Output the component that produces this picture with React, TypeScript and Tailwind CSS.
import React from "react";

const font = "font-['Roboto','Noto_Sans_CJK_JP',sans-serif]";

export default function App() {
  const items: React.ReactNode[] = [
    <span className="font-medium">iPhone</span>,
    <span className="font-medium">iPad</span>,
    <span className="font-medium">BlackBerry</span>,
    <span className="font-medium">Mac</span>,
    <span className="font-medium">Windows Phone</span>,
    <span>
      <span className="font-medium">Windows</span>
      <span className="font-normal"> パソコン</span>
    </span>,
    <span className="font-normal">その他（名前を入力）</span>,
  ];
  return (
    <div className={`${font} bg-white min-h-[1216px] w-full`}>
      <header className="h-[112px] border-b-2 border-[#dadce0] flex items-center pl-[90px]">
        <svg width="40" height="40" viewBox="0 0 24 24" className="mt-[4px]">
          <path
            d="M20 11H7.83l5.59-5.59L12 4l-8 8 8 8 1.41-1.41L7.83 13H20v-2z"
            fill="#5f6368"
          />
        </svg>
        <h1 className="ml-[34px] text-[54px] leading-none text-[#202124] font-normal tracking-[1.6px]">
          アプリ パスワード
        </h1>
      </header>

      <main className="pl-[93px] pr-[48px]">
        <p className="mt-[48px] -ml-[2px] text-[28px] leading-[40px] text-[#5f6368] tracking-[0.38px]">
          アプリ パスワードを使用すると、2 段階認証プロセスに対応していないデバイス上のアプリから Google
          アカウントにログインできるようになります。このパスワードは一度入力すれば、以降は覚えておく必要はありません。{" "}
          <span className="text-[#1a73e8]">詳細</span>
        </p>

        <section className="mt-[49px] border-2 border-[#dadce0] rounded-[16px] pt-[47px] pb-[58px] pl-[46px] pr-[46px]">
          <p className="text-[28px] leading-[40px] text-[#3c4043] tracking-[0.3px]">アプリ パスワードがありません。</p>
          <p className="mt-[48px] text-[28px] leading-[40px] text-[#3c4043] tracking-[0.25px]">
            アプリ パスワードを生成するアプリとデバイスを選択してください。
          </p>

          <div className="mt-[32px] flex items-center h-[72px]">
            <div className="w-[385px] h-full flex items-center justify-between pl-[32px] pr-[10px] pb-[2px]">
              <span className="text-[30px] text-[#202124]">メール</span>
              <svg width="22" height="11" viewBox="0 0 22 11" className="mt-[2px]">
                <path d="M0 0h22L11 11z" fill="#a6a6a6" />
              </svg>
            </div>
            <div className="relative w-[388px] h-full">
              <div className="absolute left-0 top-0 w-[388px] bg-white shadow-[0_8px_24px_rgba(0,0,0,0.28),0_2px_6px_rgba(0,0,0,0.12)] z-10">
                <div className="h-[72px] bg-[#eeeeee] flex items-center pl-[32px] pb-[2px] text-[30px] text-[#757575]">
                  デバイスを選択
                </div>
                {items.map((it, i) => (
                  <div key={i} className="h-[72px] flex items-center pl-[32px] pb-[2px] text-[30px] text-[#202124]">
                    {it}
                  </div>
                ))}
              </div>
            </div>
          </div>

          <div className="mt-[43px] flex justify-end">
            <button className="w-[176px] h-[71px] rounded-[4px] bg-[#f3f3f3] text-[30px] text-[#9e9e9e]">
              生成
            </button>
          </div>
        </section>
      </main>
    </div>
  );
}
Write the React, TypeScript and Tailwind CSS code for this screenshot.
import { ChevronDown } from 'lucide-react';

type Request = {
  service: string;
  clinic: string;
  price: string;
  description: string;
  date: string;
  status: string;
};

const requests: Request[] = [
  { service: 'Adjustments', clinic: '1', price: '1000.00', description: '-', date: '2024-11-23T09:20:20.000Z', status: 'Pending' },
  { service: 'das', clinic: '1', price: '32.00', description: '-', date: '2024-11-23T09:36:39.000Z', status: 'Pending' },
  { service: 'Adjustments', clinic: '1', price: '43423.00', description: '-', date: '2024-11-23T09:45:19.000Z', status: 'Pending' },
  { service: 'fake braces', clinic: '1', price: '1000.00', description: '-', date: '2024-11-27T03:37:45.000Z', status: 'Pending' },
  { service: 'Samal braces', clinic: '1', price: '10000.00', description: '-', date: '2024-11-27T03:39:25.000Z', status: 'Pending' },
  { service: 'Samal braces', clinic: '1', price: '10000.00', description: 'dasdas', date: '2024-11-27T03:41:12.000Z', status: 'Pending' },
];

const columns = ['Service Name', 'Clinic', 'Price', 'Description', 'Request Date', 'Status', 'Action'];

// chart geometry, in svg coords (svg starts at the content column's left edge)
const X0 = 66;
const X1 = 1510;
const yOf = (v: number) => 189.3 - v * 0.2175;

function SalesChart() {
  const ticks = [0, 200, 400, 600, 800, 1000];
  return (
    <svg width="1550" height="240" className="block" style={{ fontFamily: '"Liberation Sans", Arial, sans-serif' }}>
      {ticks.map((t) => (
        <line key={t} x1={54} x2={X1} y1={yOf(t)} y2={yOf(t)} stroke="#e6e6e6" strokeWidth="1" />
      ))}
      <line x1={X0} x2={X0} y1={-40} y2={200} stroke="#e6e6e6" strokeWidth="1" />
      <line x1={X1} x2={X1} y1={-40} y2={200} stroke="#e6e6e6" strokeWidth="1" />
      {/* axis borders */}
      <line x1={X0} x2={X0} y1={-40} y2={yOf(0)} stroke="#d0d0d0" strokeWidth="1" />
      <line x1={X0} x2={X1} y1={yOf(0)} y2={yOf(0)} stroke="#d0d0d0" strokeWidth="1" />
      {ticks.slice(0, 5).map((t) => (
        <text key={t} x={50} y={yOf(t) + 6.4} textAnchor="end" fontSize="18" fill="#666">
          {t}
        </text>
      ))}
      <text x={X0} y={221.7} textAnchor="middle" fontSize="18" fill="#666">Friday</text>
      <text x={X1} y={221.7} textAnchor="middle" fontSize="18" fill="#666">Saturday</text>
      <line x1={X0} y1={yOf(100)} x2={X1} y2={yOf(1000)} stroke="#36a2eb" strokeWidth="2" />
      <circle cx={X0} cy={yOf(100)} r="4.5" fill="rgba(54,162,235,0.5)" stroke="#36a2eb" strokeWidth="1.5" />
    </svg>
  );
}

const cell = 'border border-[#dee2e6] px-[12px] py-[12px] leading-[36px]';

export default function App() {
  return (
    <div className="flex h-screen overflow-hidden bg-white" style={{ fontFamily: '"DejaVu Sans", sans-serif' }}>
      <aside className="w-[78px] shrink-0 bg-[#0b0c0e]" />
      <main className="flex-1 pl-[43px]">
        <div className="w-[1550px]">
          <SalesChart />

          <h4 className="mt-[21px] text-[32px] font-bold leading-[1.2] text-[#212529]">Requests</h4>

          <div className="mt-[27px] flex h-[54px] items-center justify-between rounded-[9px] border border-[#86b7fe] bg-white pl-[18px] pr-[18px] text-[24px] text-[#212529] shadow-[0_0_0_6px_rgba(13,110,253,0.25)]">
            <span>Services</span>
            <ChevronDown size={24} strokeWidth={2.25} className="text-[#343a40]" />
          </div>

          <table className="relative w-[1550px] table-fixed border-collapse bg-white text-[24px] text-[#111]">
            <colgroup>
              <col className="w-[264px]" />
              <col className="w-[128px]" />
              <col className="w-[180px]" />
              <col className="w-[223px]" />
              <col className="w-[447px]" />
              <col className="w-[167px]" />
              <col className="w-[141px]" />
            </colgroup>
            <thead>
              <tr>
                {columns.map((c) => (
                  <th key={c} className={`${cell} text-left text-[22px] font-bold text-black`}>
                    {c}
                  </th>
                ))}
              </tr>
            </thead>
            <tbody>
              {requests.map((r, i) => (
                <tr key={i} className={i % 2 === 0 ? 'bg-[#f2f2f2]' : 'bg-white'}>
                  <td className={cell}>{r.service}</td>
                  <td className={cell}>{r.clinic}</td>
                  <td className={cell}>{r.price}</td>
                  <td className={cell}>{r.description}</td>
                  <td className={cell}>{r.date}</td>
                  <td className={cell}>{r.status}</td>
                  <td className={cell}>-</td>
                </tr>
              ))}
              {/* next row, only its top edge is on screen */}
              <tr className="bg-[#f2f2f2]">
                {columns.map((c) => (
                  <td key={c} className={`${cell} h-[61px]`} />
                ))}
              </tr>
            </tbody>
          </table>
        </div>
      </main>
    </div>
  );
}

__Goal__
Give the exact lines, and only those, from the line containing "Write the React, TypeScript" through the line containing "const columns = ['Service" in the entries above.

__Solved problem__
Write the React, TypeScript and Tailwind CSS code for this screenshot.
import { ChevronDown } from 'lucide-react';

type Request = {
  service: string;
  clinic: string;
  price: string;
  description: string;
  date: string;
  status: string;
};

const requests: Request[] = [
  { service: 'Adjustments', clinic: '1', price: '1000.00', description: '-', date: '2024-11-23T09:20:20.000Z', status: 'Pending' },
  { service: 'das', clinic: '1', price: '32.00', description: '-', date: '2024-11-23T09:36:39.000Z', status: 'Pending' },
  { service: 'Adjustments', clinic: '1', price: '43423.00', description: '-', date: '2024-11-23T09:45:19.000Z', status: 'Pending' },
  { service: 'fake braces', clinic: '1', price: '1000.00', description: '-', date: '2024-11-27T03:37:45.000Z', status: 'Pending' },
  { service: 'Samal braces', clinic: '1', price: '10000.00', description: '-', date: '2024-11-27T03:39:25.000Z', status: 'Pending' },
  { service: 'Samal braces', clinic: '1', price: '10000.00', description: 'dasdas', date: '2024-11-27T03:41:12.000Z', status: 'Pending' },
];

const columns = ['Service Name', 'Clinic', 'Price', 'Description', 'Request Date', 'Status', 'Action'];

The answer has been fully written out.